Superior Court Finds LLC Fees Unconstitutional
March 24, 2006
By Phillip L. Jelsma
In Northwest Energetic Services, LLC v. California Franchise Tax Board, the Superior Court for San Francisco County found that California’s gross receipts fee applied to a Washington LLC with no business activities in California violated the Commerce Clause and Due Process Clause of the United States Constitution. The fee is calculated on the LLC’s total income. Generally, total income is the same as gross income, or gross receipts under Internal Revenue Code Section 61. The total income is not subject to any form of allocation or apportionment. The Court initially determined that the fee was in fact a tax. The Court also found that the fee had no reasonable relationship as to the benefits or prudence imposed on the taxpayer. Finally, the Court concluded that it violated the Due Process and Commerce Clauses because it was not fairly apportioned. Although it is highly likely that the opinion will be appealed, you should consider filing protective claims for refund or amended returns to prevent California’s 4-year statute of limitations from foreclosing your ability to recover any LLC fees. The State has established special procedures for LLCs filing protective claims for refund based on the Northwest decision. Again, these procedures are for the constitutionality of the LLC fee issue only. To file a protective claim, the Franchise Tax Board (“FTB”) has requested that the LLC or its representative fax a letter that provides:
- The LLC’s name, address, and Secretary of State file number.

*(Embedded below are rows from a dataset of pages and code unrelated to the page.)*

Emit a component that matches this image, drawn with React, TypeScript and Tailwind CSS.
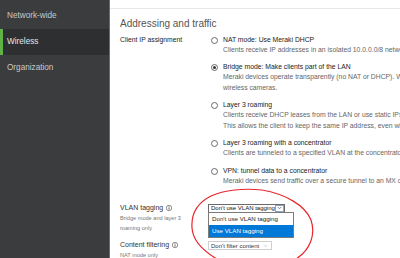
import React from 'react';

const font = "font-['Liberation_Sans',Arial,Helvetica,sans-serif]";

interface ModeOption {
  label: string;
  lines: string[];
  checked?: boolean;
  gap: string;
}

const modes: ModeOption[] = [
  {
    label: 'NAT mode: Use Meraki DHCP',
    lines: ['Clients receive IP addresses in an isolated 10.0.0.0/8 network. Clients cannot communicate with each other.'],
    gap: 'mt-0',
  },
  {
    label: 'Bridge mode: Make clients part of the LAN',
    lines: [
      'Meraki devices operate transparently (no NAT or DHCP). Wireless clients will receive DHCP leases from a server on the LAN. Use this for',
      'wireless cameras.',
    ],
    checked: true,
    gap: 'mt-[6px]',
  },
  {
    label: 'Layer 3 roaming',
    lines: [
      'Clients receive DHCP leases from the LAN or use static IPs, similar to bridge mode.',
      'This allows the client to keep the same IP address, even when roaming between access points.',
    ],
    gap: 'mt-[6.5px]',
  },
  {
    label: 'Layer 3 roaming with a concentrator',
    lines: ['Clients are tunneled to a specified VLAN at the concentrator. They will keep the same IP address when roaming.'],
    gap: 'mt-[6.5px]',
  },
  {
    label: 'VPN: tunnel data to a concentrator',
    lines: ['Meraki devices send traffic over a secure tunnel to an MX or virtual concentrator.'],
    gap: 'mt-[7px]',
  },
];

const InfoIcon = () => (
  <svg width="6" height="6" viewBox="0 0 12 12" className="ml-[3px] shrink-0">
    <circle cx="6" cy="6" r="5.4" fill="#fff" stroke="#555" strokeWidth="1.3" />
    <rect x="5.1" y="5" width="1.8" height="4.2" fill="#555" />
    <circle cx="6" cy="3.3" r="1" fill="#555" />
  </svg>
);

const Chevron = ({ color }: { color: string }) => (
  <svg width="5" height="4" viewBox="0 0 10 8">
    <path d="M1.5 2 L5 5.5 L8.5 2" fill="none" stroke={color} strokeWidth="1.4" />
  </svg>
);

const Radio = ({ checked }: { checked?: boolean }) => (
  <div className="w-[15px] shrink-0 pt-[1.75px]">
    <div className="ml-[3px] flex h-[7px] w-[7px] items-center justify-center rounded-full border border-[#6a6a6a] bg-white">
      {checked && <div className="h-[3px] w-[3px] rounded-full bg-[#333]" />}
    </div>
  </div>
);

const navItems = ['Network-wide', 'Wireless', 'Organization'];

export default function App() {
  return (
    <div className={`relative flex h-[258px] w-[400px] overflow-hidden bg-white ${font}`}>
      {/* Sidebar */}
      <div className="w-[110px] shrink-0 border-r border-[#6b6b6b] bg-[#3b3c3e] pt-[3px]">
        {navItems.map(item => (
          <div
            key={item}
            className={`flex h-[26px] items-center border-l-[3px] pl-[4px] text-[8.2px] ${
              item === 'Wireless'
                ? 'border-[#5fb246] bg-[#2e2f31] text-[#e6e6e6]'
                : 'border-transparent text-[#c9c9c9]'
            }`}
          >
            {item}
          </div>
        ))}
      </div>

      {/* Content */}
      <div className="min-w-0 flex-1 whitespace-nowrap">
        <div className="h-[9px] border-b border-[#e6e6e6]" />
        <div className="pl-[10px]">
          <h2 className="mt-[9px] text-[10px] leading-[12px] text-[#555]">Addressing and traffic</h2>

          <div className="mt-[4.75px] flex">
            <div className="w-[88px] shrink-0 text-[6.8px] leading-[10.5px] text-[#222]">Client IP assignment</div>
            <div className="min-w-0 flex-1">
              {modes.map(mode => (
                <div key={mode.label} className={`flex ${mode.gap}`}>
                  <Radio checked={mode.checked} />
                  <div className="min-w-0 text-[6.8px] leading-[10.5px]">
                    <div className="text-[#222]">{mode.label}</div>
                    {mode.lines.map(line => (
                      <div key={line} className="text-[#666]">{line}</div>
                    ))}
                  </div>
                </div>
              ))}
            </div>
          </div>

          {/* VLAN tagging */}
          <div className="mt-[16.25px] flex">
            <div className="w-[88px] shrink-0">
              <div className="flex items-center text-[7px] leading-[10px] text-[#333]">
                VLAN tagging <InfoIcon />
              </div>
              <div className="text-[5.6px] leading-[10px] text-[#777]">Bridge mode and layer 3</div>
              <div className="text-[5.6px] leading-[10px] text-[#777]">roaming only</div>
            </div>
            <div className="relative mt-[1px]">
              <div className="flex h-[8.5px] w-[77px] items-center justify-between border border-[#6b6b6b] bg-white pl-[2px] text-[6px] leading-none text-[#111]">
                <span>Don&apos;t use VLAN tagging</span>
                <div className="flex h-full w-[9px] items-center justify-center border border-[#8ea3c2] bg-white">
                  <Chevron color="#555" />
                </div>
              </div>
              <div className="absolute left-0 top-[8px] z-10 w-[86px] border border-[#7a7a7a] bg-white text-[6.2px] leading-none">
                <div className="flex h-[12px] items-center pl-[3px] text-[#222]">Don&apos;t use VLAN tagging</div>
                <div className="flex h-[12px] items-center bg-[#0078d7] pl-[3px] text-white">Use VLAN tagging</div>
              </div>
            </div>
          </div>

          {/* Content filtering */}
          <div className="mt-[7px] flex">
            <div className="w-[88px] shrink-0">
              <div className="flex items-center text-[7px] leading-[10px] text-[#333]">
                Content filtering <InfoIcon />
              </div>
              <div className="text-[5.6px] leading-[10px] text-[#777]">NAT mode only</div>
            </div>
            <div className="mt-[1px] flex h-[9px] w-[64px] items-center justify-between border border-[#cfcfcf] bg-white pl-[2px] pr-[3px] text-[6px] leading-none text-[#333]">
              <span>Don&apos;t filter content</span>
              <Chevron color="#bbb" />
            </div>
          </div>
        </div>
      </div>

      {/* Red annotation */}
      <svg className="pointer-events-none absolute left-0 top-0" width="400" height="258" viewBox="0 0 400 258">
        <path
          d="M217 259 C205 252 193 242 192 228 C191 214 197 203 211 196 C224 190 244 188 262 190 C285 194 305 205 311 220 C316 235 310 250 296 259"
          fill="none"
          stroke="#e8262b"
          strokeWidth="1.2"
          strokeLinecap="round"
        />
      </svg>
    </div>
  );
}
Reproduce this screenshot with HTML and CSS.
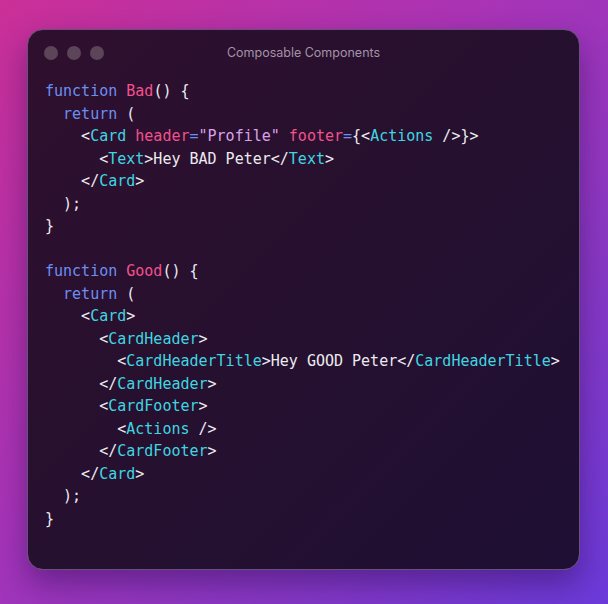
FILE: index.html
```html
<!DOCTYPE html>
<html>
<head>
<meta charset="utf-8">
<link rel="stylesheet" href="styles.css">
</head>
<body>
<div class="stage">
  <div class="window">
    <div class="titlebar">
      <div class="dots"><span class="dot"></span><span class="dot"></span><span class="dot"></span></div>
      <div class="title">Composable Components</div>
    </div>
<pre class="code"><span class="kw">function</span> <span class="fn">Bad</span>() {
  <span class="kw">return</span> (
    &lt;<span class="tag">Card</span> <span class="attr">header</span><span class="eq">=</span><span class="str">"Profile"</span> <span class="attr">footer</span><span class="eq">=</span>{&lt;<span class="tag">Actions</span> /&gt;}&gt;
      &lt;<span class="tag">Text</span>&gt;Hey BAD Peter&lt;/<span class="tag">Text</span>&gt;
    &lt;/<span class="tag">Card</span>&gt;
  );
}

<span class="kw">function</span> <span class="fn">Good</span>() {
  <span class="kw">return</span> (
    &lt;<span class="tag">Card</span>&gt;
      &lt;<span class="tag">CardHeader</span>&gt;
        &lt;<span class="tag">CardHeaderTitle</span>&gt;Hey GOOD Peter&lt;/<span class="tag">CardHeaderTitle</span>&gt;
      &lt;/<span class="tag">CardHeader</span>&gt;
      &lt;<span class="tag">CardFooter</span>&gt;
        &lt;<span class="tag">Actions</span> /&gt;
      &lt;/<span class="tag">CardFooter</span>&gt;
    &lt;/<span class="tag">Card</span>&gt;
  );
}</pre>
  </div>
</div>
</body>
</html>
```
FILE: styles.css
```css
html, body {
  margin: 0;
  padding: 0;
}
body {
  width: 608px;
  height: 604px;
  overflow: hidden;
  background: linear-gradient(135deg, #cb2f97 0%, #a534b8 45%, #8a38c4 70%, #6a3ad9 100%);
}
.stage {
  padding: 29px 28px 0 27px;
}
.window {
  box-sizing: border-box;
  width: 553px;
  height: 541px;
  border-radius: 16px;
  border: 1px solid #66527a;
  background: linear-gradient(135deg, #2f0f2e 0%, #26102f 50%, #1e0f34 100%);
  box-shadow: 0 14px 30px rgba(40, 10, 80, 0.45);
  overflow: hidden;
}
.titlebar {
  position: relative;
  height: 45px;
  display: flex;
  align-items: center;
  padding-left: 16px;
}
.dots {
  display: flex;
  gap: 9px;
}
.dot {
  width: 14px;
  height: 14px;
  border-radius: 50%;
  background: #5c4459;
}
.title {
  position: absolute;
  left: 0;
  right: 0;
  top: 0;
  height: 45px;
  line-height: 45px;
  text-align: center;
  font-family: Inter, "Noto Sans", sans-serif;
  font-size: 12.5px;
  color: #a393a6;
}
.code {
  margin: 0;
  padding: 5px 0 0 17px;
  font-family: "DejaVu Sans Mono", "Liberation Mono", monospace;
  font-size: 15px;
  line-height: 22.5px;
  color: #ecebef;
}
.kw { color: #6c8ff2; }
.fn { color: #f2528c; }
.tag { color: #3fd6e1; }
.attr { color: #f2528c; }
.eq { color: #6c8ff2; }
.str { color: #d9a3ea; }
```
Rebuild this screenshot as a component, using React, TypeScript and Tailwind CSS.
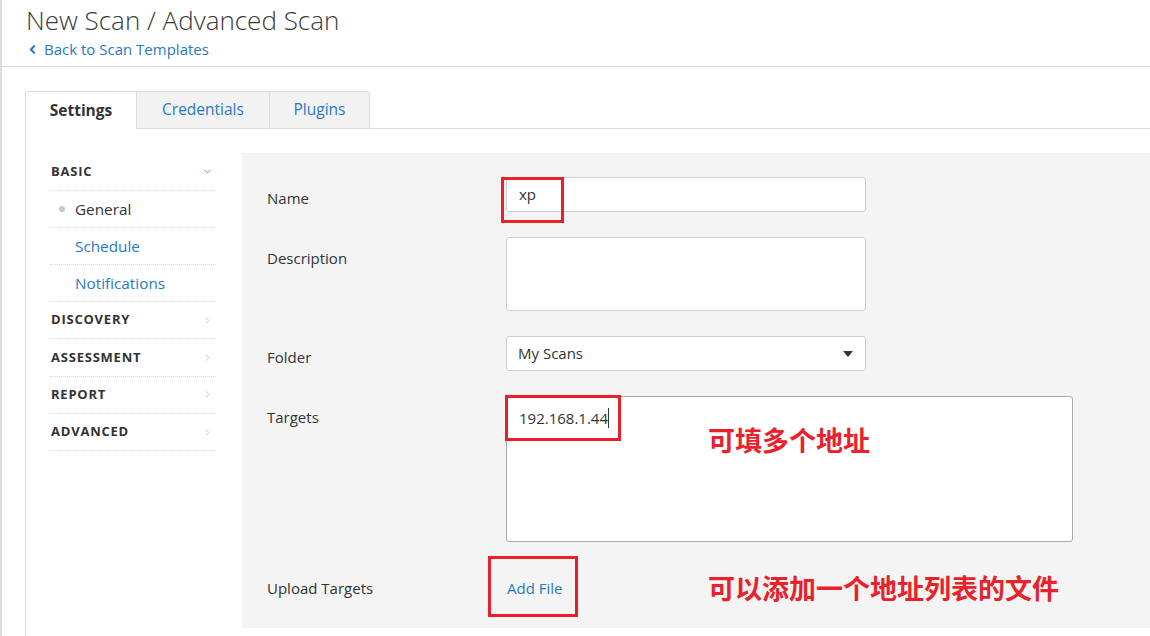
import { ChevronLeft, ChevronRight, ChevronDown } from 'lucide-react';

const SIDE_SECTIONS = ['DISCOVERY', 'ASSESSMENT', 'REPORT', 'ADVANCED'];

function Sidebar() {
  return (
    <div className="w-[166px] shrink-0 text-[#333]">
      <div className="h-[38px] flex items-center justify-between border-b border-dotted border-[#d6d6d6] pl-[1px]">
        <span className="text-[13px] font-bold tracking-[0.06em]">BASIC</span>
        <ChevronDown className="w-[11px] h-[11px] text-[#3b8ed6] mr-[3px]" strokeWidth={2} />
      </div>
      <div className="h-[37px] flex items-center border-b border-dotted border-[#d6d6d6]">
        <span className="w-[6px] h-[6px] rounded-full bg-[#c8c8c8] ml-[9px] mr-[10px]" />
        <span className="text-[15.3px]">General</span>
      </div>
      <div className="h-[37px] flex items-center border-b border-dotted border-[#d6d6d6] pl-[25px]">
        <span className="text-[15.3px] text-[#2a79c3]">Schedule</span>
      </div>
      <div className="h-[37px] flex items-center border-b border-dotted border-[#d6d6d6] pl-[25px]">
        <span className="text-[15.3px] text-[#2a79c3]">Notifications</span>
      </div>
      {SIDE_SECTIONS.map((s) => (
        <div
          key={s}
          className="h-[37.3px] flex items-center justify-between border-b border-dotted border-[#d6d6d6] pl-[1px]"
        >
          <span className="text-[13px] font-bold tracking-[0.06em]">{s}</span>
          <ChevronRight className="w-[11px] h-[11px] text-[#bdbdbd] mr-[3px]" strokeWidth={2} />
        </div>
      ))}
    </div>
  );
}

function Row({ label, children }: { label: string; children: React.ReactNode }) {
  return (
    <div className="flex">
      <div className="w-[239px] shrink-0 pt-[11px] text-[15px] leading-[20px] text-[#333]">{label}</div>
      {children}
    </div>
  );
}

function FormPanel() {
  return (
    <div className="flex-1 bg-[#f4f4f4] h-[475px] pl-[25px] pt-[24px] flex flex-col gap-[25px] relative">
      <Row label="Name">
        <div className="relative">
          <div className="w-[360px] h-[35px] bg-white border border-[#cfcfcf] rounded-[3px] pl-[12px] flex items-center text-[15px] text-[#333]">
            xp
          </div>
          <div className="absolute left-[-5px] top-0 w-[63px] h-[46px] border-[3px] border-[#e8202a]" />
        </div>
      </Row>
      <Row label="Description">
        <div className="w-[360px] h-[74px] bg-white border border-[#cfcfcf] rounded-[3px]" />
      </Row>
      <Row label="Folder">
        <div className="w-[360px] h-[35px] bg-white border border-[#cfcfcf] rounded-[3px] pl-[11px] pr-[12px] flex items-center justify-between text-[15px] text-[#333]">
          <span>My Scans</span>
          <svg width="10" height="6" viewBox="0 0 10 6" className="text-[#333]">
            <path d="M0 0h10L5 6z" fill="currentColor" />
          </svg>
        </div>
      </Row>
      <Row label="Targets">
        <div className="relative">
          <div className="w-[567px] h-[146px] bg-white border border-[#a9a9a9] rounded-[3px] pl-[12px] pt-[11px] text-[15px] leading-[20px] text-[#333] flex items-start">
            <span>192.168.1.44</span>
            <span className="w-px h-[20px] bg-[#333]" />
          </div>
          <div className="absolute left-[-1px] top-[-1px] w-[116px] h-[46px] border-[3px] border-[#e8202a]" />
          <div className="absolute left-[202px] top-[27px] text-[27px] leading-[34px] font-bold text-[#e8212b] font-['Noto_Sans_CJK_SC',sans-serif] whitespace-nowrap">
            可填多个地址
          </div>
        </div>
      </Row>
      <Row label="Upload Targets">
        <div className="relative pt-[11px] pl-[1px] text-[15px] leading-[20px] text-[#2a79c3]">
          Add File
          <div className="absolute left-[-18px] top-[-11px] w-[90px] h-[61px] border-[3px] border-[#e8202a]" />
          <div className="absolute left-[202px] top-[4px] text-[27px] leading-[34px] font-bold text-[#e8212b] font-['Noto_Sans_CJK_SC',sans-serif] whitespace-nowrap">
            可以添加一个地址列表的文件
          </div>
        </div>
      </Row>
    </div>
  );
}

export default function App() {
  return (
    <div className="w-[1150px] h-[636px] overflow-hidden bg-white border-l-2 border-[#dcdcdc] font-['Open_Sans',sans-serif] text-[#333]">
      <div className="h-[67px] border-b border-[#dcdcdc] pl-[24px] pt-[3px]">
        <h1 className="text-[26px] leading-[34px] font-light text-[#3a3a3a]">New Scan / Advanced Scan</h1>
        <div className="flex items-center mt-[2px] text-[15px] leading-[20px] text-[#2a79c3]">
          <ChevronLeft className="w-[13px] h-[13px] mr-[5px]" strokeWidth={4} />
          <span>Back to Scan Templates</span>
        </div>
      </div>
      <div className="pl-[23px] pt-[24px]">
        <div className="flex h-[38px]">
          <div className="w-[112px] bg-white border border-b-0 border-[#dcdcdc] rounded-tl-[3px] flex items-center justify-center text-[15.5px] font-bold text-[#333]">
            Settings
          </div>
          <div className="w-[132px] bg-[#f2f2f2] border-t border-b border-[#dcdcdc] flex items-center justify-center text-[15.5px] text-[#2a79c3]">
            Credentials
          </div>
          <div className="w-[101px] bg-[#f2f2f2] border border-[#dcdcdc] rounded-tr-[3px] flex items-center justify-center text-[15.5px] text-[#2a79c3]">
            Plugins
          </div>
          <div className="flex-1 border-b border-[#dcdcdc]" />
        </div>
        <div className="border-l border-[#dcdcdc] h-[520px] pl-[24px] pt-[24px] flex gap-[26px]">
          <Sidebar />
          <FormPanel />
        </div>
      </div>
    </div>
  );
}
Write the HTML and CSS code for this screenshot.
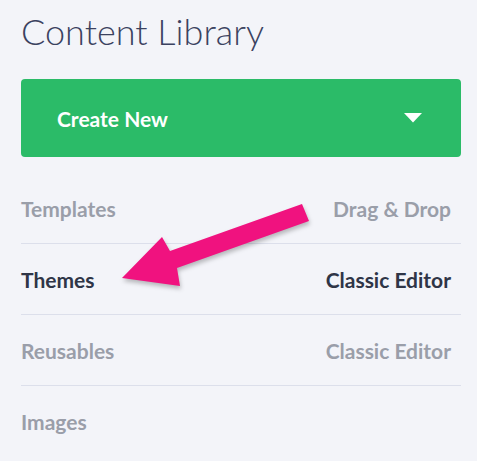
FILE: index.html
```html
<!DOCTYPE html>
<html>
<head>
<meta charset="utf-8">
<link rel="stylesheet" href="styles.css">
</head>
<body>
<div class="panel">
  <h1 class="title">Content Library</h1>
  <button class="create">
    <span>Create New</span>
    <svg class="caret" width="18" height="10" viewBox="0 0 18 10"><path d="M0 0H18L9 9.5Z" fill="#fff"/></svg>
  </button>
  <ul class="list">
    <li class="row muted"><span>Templates</span><span>Drag &amp; Drop</span></li>
    <li class="row active"><span>Themes</span><span>Classic Editor</span></li>
    <li class="row muted"><span>Reusables</span><span>Classic Editor</span></li>
    <li class="row muted last"><span>Images</span><span></span></li>
  </ul>
  <svg class="arrow" width="477" height="461" viewBox="0 0 477 461">
    <polygon points="122,278 162,237 170,251 302,204 309,221 177,268 180,286" fill="#f0127f"/>
  </svg>
</div>
</body>
</html>
```
FILE: styles.css
```css
html, body {
  margin: 0;
  padding: 0;
  background: #f3f4f9;
}
.panel {
  position: relative;
  width: 477px;
  height: 461px;
  padding: 0 16px 0 21px;
  box-sizing: border-box;
  font-family: Lato, "Noto Sans", sans-serif;
}
.title {
  margin: 0;
  padding-top: 10px;
  font-weight: 300;
  font-size: 36px;
  line-height: 43px;
  color: #3b4260;
  letter-spacing: 0;
}
.create {
  margin-top: 26px;
  width: 440px;
  height: 78px;
  border: none;
  border-radius: 4px;
  background: #2bbb68;
  color: #fff;
  font-family: Lato, "Noto Sans", sans-serif;
  font-weight: 700;
  font-size: 21px;
  display: flex;
  align-items: center;
  justify-content: space-between;
  padding: 0 39px 0 36px;
  box-sizing: border-box;
}
.caret {
  display: block;
}
.list {
  list-style: none;
  margin: 16px 0 0 0;
  padding: 0;
  width: 440px;
}
.row {
  height: 71px;
  display: flex;
  align-items: center;
  justify-content: space-between;
  padding-right: 10px;
  border-bottom: 1px solid #dcdfeb;
  box-sizing: border-box;
  font-size: 21px;
  font-weight: 700;
}
.row.last {
  border-bottom: none;
}
.muted {
  color: #9a9ea9;
}
.active {
  color: #2f3547;
}
.arrow {
  position: absolute;
  left: 0;
  top: 0;
  pointer-events: none;
  filter: drop-shadow(1px 3px 2px rgba(0,0,0,0.25));
}
```
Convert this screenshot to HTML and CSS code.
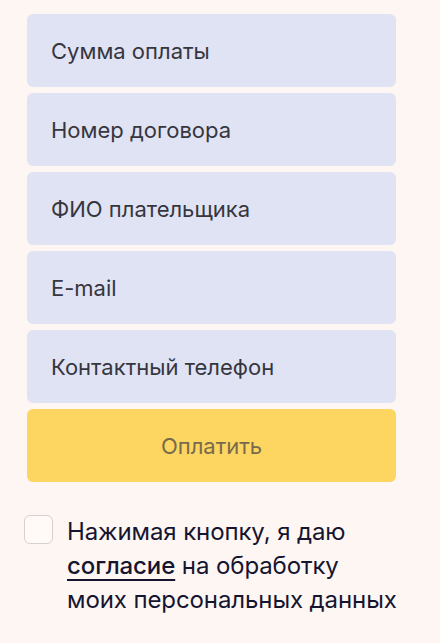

- A statement that the letter constitutes a protective claim.
- The taxable year(s) at issue.
- That the grounds for the claim are based on the outcome of the Northwest Energetic Services, LLC decision and that the LLC fee is unconstitutional.
- The amount of the claim, which should match the amount of the annual fee that the LLC paid.
- A fax number that the FTB can use to contact the representative or LLC.
The letter must be signed by a representative with power of attorney (POA) or signed directly by a managing member or designated person of the LLC. The POA should be completed under normal procedures. You may fax a copy of the POA along with the letter. Upon receiving the faxed letter, the FTB will send a confirmation letter stating that it has accepted the claim or will request additional information needed to perfect the claim. However, the FTB cannot guarantee a confirmation letter in fewer than 21 days. Our firm recommends you send the claim via certified mail, return receipt requested, to the following address:
Franchise Tax Board
P.O. Box 942857
Sacramento, CA 94257-0600
If you choose to fax, the dedicated FTB fax number to use for this procedure is: Fax 916.845.9796
Alternatively, you may file a protective claim for refund on an amended Form FTB 568. Be sure to check the “Amended Return” box on Side 1 of Form FTB 568 and set forth the grounds for the claim by attaching a letter. The FTB will not send a confirmation letter if you use this method of filing a protective claim. Unlike the letter method, in which you may make a claim for all eligible years, you must file an amended Form FTB 568 for each year for which you are filing a protective claim. The FTB will hold the claims until the final outcome of the decision. If the FTB decides not to appeal the Northwest decision, it will deny all claims and the LLC’s only recourse will be to file in court. The FTB will make refunds only if an appeals court sides with the taxpayer and provides a remedy. You may file a claim for all years open under the statute of limitations. For example, a timely filed 2001 return would have been filed on April 15, 2002. The statute of limitations would close on April 15, 2006. However, you must pay the fee prior to filing the claim. As such, if the taxpayer has not filed the 2005 return or paid the 2005 fee, do not include 2005 in the claim. File a separate claim later after filing the 2005 return and paying the fee. In addition, the FTB has allowed LLCs to deduct the fees as a business expense, whereas, if the Court is correct and it is a tax, the fees would have to be deductible for California income tax purposes. As a result, each member of an LLC might potentially have underpaid in all prior years.